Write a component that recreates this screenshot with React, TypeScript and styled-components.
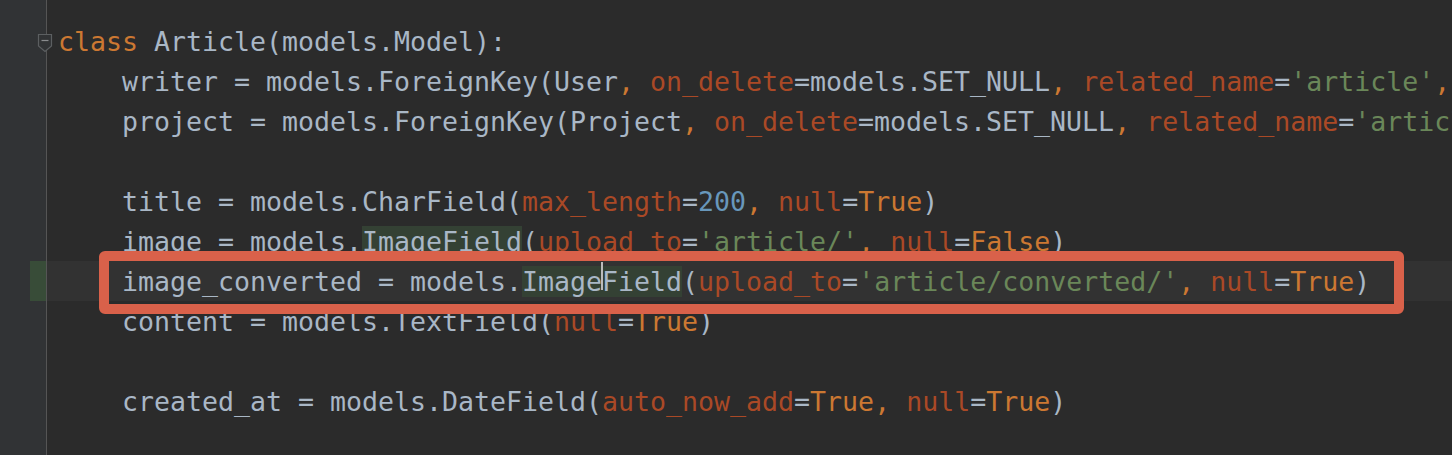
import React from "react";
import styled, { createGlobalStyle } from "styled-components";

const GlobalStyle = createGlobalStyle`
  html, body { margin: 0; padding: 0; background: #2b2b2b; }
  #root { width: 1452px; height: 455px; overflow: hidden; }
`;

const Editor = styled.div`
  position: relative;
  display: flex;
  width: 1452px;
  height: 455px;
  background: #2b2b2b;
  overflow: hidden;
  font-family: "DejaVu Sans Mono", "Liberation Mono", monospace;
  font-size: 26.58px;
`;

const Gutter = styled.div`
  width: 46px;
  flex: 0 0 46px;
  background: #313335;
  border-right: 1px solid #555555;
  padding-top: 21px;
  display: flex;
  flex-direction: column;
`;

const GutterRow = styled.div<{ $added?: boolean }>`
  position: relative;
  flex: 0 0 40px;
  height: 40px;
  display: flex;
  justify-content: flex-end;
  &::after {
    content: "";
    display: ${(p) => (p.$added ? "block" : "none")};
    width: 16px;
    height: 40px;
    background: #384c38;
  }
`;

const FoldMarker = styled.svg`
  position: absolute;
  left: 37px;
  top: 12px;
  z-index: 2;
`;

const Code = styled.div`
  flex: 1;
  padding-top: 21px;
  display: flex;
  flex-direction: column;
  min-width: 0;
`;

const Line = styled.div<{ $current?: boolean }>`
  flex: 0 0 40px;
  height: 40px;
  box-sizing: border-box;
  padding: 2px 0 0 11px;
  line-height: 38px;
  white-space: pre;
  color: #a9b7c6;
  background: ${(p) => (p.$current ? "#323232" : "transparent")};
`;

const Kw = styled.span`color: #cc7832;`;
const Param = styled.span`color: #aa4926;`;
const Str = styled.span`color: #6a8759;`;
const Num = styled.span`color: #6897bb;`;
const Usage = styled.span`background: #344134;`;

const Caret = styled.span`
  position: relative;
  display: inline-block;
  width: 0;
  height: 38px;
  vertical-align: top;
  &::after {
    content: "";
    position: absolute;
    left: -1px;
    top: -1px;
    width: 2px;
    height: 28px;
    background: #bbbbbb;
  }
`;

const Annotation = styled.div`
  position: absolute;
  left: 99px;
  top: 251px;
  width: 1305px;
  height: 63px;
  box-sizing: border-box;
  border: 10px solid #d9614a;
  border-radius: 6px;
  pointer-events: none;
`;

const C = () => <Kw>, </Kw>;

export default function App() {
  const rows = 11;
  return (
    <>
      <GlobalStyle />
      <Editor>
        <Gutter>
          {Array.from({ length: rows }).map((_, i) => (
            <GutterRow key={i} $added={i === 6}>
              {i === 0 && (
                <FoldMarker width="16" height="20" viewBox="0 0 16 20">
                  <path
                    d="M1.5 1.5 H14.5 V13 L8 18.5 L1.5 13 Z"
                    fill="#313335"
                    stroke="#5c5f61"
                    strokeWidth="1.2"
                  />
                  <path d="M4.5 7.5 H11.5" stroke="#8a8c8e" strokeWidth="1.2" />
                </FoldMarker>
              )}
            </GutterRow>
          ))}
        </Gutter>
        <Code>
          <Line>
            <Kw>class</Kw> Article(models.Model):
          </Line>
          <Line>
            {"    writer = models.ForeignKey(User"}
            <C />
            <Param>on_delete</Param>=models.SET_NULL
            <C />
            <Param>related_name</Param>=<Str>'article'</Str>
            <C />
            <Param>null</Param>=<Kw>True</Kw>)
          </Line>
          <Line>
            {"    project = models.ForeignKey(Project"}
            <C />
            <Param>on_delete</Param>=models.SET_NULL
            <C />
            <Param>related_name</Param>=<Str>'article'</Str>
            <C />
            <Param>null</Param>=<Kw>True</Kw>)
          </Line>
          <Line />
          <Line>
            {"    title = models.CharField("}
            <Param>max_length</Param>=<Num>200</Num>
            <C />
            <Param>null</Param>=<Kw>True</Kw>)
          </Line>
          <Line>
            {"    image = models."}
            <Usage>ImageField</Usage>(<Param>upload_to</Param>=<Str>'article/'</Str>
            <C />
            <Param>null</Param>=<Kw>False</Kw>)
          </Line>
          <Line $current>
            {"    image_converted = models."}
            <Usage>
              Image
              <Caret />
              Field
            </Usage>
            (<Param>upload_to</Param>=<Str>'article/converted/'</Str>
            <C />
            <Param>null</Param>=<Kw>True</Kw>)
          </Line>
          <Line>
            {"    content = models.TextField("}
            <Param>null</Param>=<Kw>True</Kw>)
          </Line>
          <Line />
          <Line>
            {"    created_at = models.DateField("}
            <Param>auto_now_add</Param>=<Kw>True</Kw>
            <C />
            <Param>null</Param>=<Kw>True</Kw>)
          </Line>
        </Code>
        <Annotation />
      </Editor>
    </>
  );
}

• _OBJECTIVE_: Of the lines above, how many include the word "components"? Reply with the number only.

• _EXERCISE RESPONSE_: 2